Project Description

Nicholson’s

In about 1949, Marber joined an evening class in drawing and painting at St. Martin’s School of Art, London. During this time he befriended a member of staff, Roger Nicholson and a lifelong friendship began, which later included Romek working for Roger, and his brother Robert, on their Cunic office partition system.

When Robert turned to publishing, establishing Robert Nicholson Publications in the late sixties, he enlisted Marber as designer, triggering another successful collaboration. Robert had seen a gap in the market for well-designed, informative pocket guidebooks and in 1968 he produced Nicholson’s London Guide, the first of many Nicholson’s guidebooks that Marber would design covers for and the all-important internal typography. Marber’s ingenious register, clear layout, and attractive presentation of technical information was accessible and simple to use. The book was an immediate hit, at home and internationally. Marber designed a number of other Nicholson’s London guides which followed, including specialist guides for students and visitors. The most successful title, Nicholson’s London Street Finderwith Marber’s distinctive cover design, featured Marber’s arrow logo for Nicholson’s placed at the bottom right corner of the cover with its street map reveal. Such was the popularity and commercial success of the London street guides that many were reprinted in various editions and formats, in large numbers which brought Marber considerable repeat royalties.
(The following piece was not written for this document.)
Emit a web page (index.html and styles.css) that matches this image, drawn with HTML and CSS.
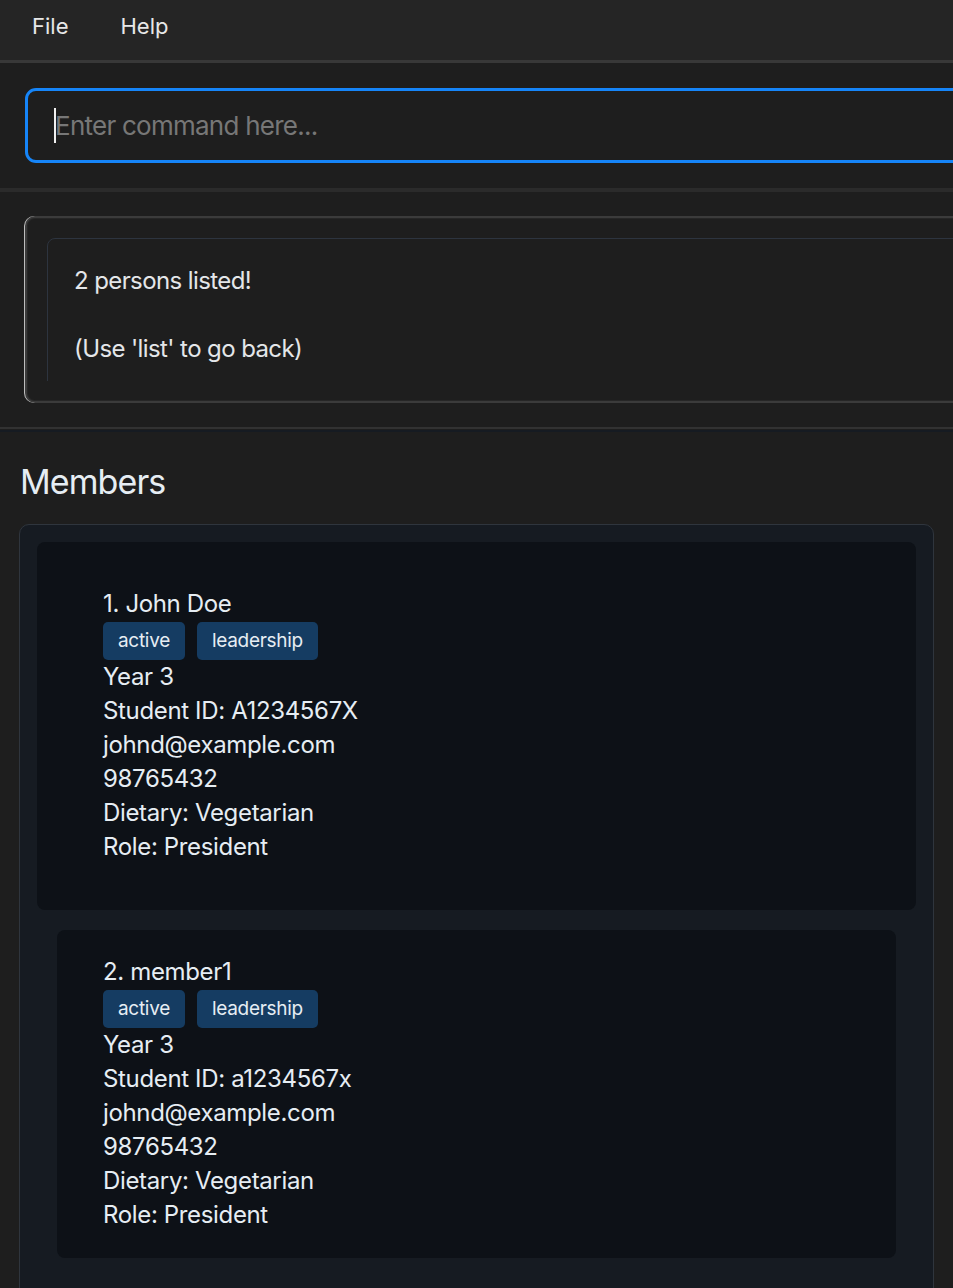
FILE: index.html
```html
<!DOCTYPE html>
<html lang="en">
<head>
<meta charset="utf-8">
<title>Members</title>
<link rel="stylesheet" href="styles.css">
</head>
<body>
<div class="app">
  <div class="wide">
    <nav class="menubar">
      <span class="menu-item">File</span>
      <span class="menu-item">Help</span>
    </nav>
    <section class="command-area">
      <div class="command-box">
        <span class="caret"></span><span class="placeholder">Enter command here...</span>
      </div>
    </section>
    <section class="result-area">
      <div class="result-frame">
        <div class="result-viewport">
          <div class="result-text">
            <p class="line">2 persons listed!</p>
            <p class="line">&nbsp;</p>
            <p class="line">(Use 'list' to go back)</p>
          </div>
        </div>
      </div>
    </section>
  </div>
  <div class="divider"></div>
  <section class="members">
    <h1 class="members-title">Members</h1>
    <div class="member-list">
      <article class="card card-first">
        <div class="line">1. John Doe</div>
        <div class="tags"><span class="tag">active</span><span class="tag">leadership</span></div>
        <div class="line">Year 3</div>
        <div class="line">Student ID: A1234567X</div>
        <div class="line">johnd@example.com</div>
        <div class="line">98765432</div>
        <div class="line">Dietary: Vegetarian</div>
        <div class="line">Role: President</div>
      </article>
      <article class="card card-next">
        <div class="line">2. member1</div>
        <div class="tags"><span class="tag">active</span><span class="tag">leadership</span></div>
        <div class="line">Year 3</div>
        <div class="line">Student ID: a1234567x</div>
        <div class="line">johnd@example.com</div>
        <div class="line">98765432</div>
        <div class="line">Dietary: Vegetarian</div>
        <div class="line">Role: President</div>
      </article>
    </div>
  </section>
</div>
</body>
</html>
```

FILE: styles.css
```css
html, body {
  margin: 0;
  padding: 0;
  background: #1e1e1e;
  overflow: hidden;
}
body {
  font-family: "Inter", "Noto Sans", sans-serif;
  color: #e6edf3;
  width: 953px;
  height: 1288px;
}
.app {
  width: 953px;
  height: 1288px;
  overflow: hidden;
}
.wide {
  width: 1100px;
}
.menubar {
  display: flex;
  align-items: center;
  height: 52px;
  padding: 0 0 8px 6px;
  background: #252525;
  border-bottom: 3px solid #383838;
}
.menu-item {
  padding: 0 26px;
  font-size: 22px;
  color: #e8e8e8;
}
.command-area {
  padding: 25px;
  background: #1e1e1e;
  border-bottom: 4px solid #2b2b2b;
}
.command-box {
  display: flex;
  align-items: center;
  height: 69px;
  padding-left: 26px;
  border: 3px solid #1685f8;
  border-radius: 11px;
  background: #1e1e1e;
}
.caret {
  display: inline-block;
  width: 2px;
  height: 35px;
  background: #f0f0f0;
  margin-right: -1px;
}
.placeholder {
  font-size: 26px;
  color: #777777;
  letter-spacing: -0.75px;
}
.result-area {
  padding: 24px 25px;
}
.result-frame {
  position: relative;
  border: 2px solid #3b3b3b;
  border-radius: 10px;
  box-shadow: -1px 0 0 #bdbdbd, inset 0 0 0 1px #262626;
  padding: 20px;
  height: 143px;
  background: #1e1e1e;
}
.result-viewport {
  height: 143px;
  overflow: hidden;
}
.result-text {
  height: 200px;
  border: 1px solid #2d343f;
  border-radius: 8px;
  padding: 25px 26px;
  box-sizing: border-box;
}
.line {
  margin: 0;
  font-size: 24px;
  line-height: 34px;
  color: #e4e6e9;
  letter-spacing: -0.6px;
}
.divider {
  height: 2px;
  background: #323232;
  border-bottom: 1px solid #1e1e1e;
}
.members {
  border-top: 2px solid #161b22;
  padding: 30px 19px 0;
}
.members-title {
  margin: 0 0 22px 1px;
  font-size: 34px;
  font-weight: 400;
  line-height: 40px;
  color: #e6edf3;
  letter-spacing: -0.9px;
}
.member-list {
  height: 1000px;
  padding: 17px;
  border: 1px solid #2f353d;
  border-radius: 10px;
  background: #161b22;
}
.card {
  background: #0d1117;
  border-radius: 8px;
}
.card .line {
  color: #e6edf3;
  letter-spacing: -0.35px;
}
.card-first {
  padding: 45px 66px 46px;
}
.card-next {
  margin: 20px 20px 0;
  padding: 25px 46px 26px;
}
.tags {
  display: flex;
  gap: 12px;
  margin-top: 1px;
}
.tag {
  height: 38px;
  line-height: 38px;
  padding: 0 15px;
  border-radius: 5px;
  background: #153c62;
  font-size: 19px;
  color: #e6edf3;
  letter-spacing: -0.3px;
}
```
At the start of the 1970s, when Robert embarked on a new venture of Guides to London, Marber was appointed consultant designer to Robert Nicholson Publications. Realising that there was nothing about the River Thames, in 1969 Robert published Nicholson’s Guide to the Thames. Further guides on other popular themes were then released using the same concept of each section of map including references to pubs, towns and villages, and places of interest. Marber’s carefully considered information graphics were well-received. While the Centre Pompidou in Paris wrote to Marber to enquire about the possibility of using examples of Marber’s typography for Nicholson’s in their cartography exhibition, in the 1971 catalogue, Making The City Observable, the American architect and graphic designer Richard Saul Wurman declared, “Nicholson’s London Guide is one of the most convenient and comprehensive pocket guides to any major metropolitan centre in the world”.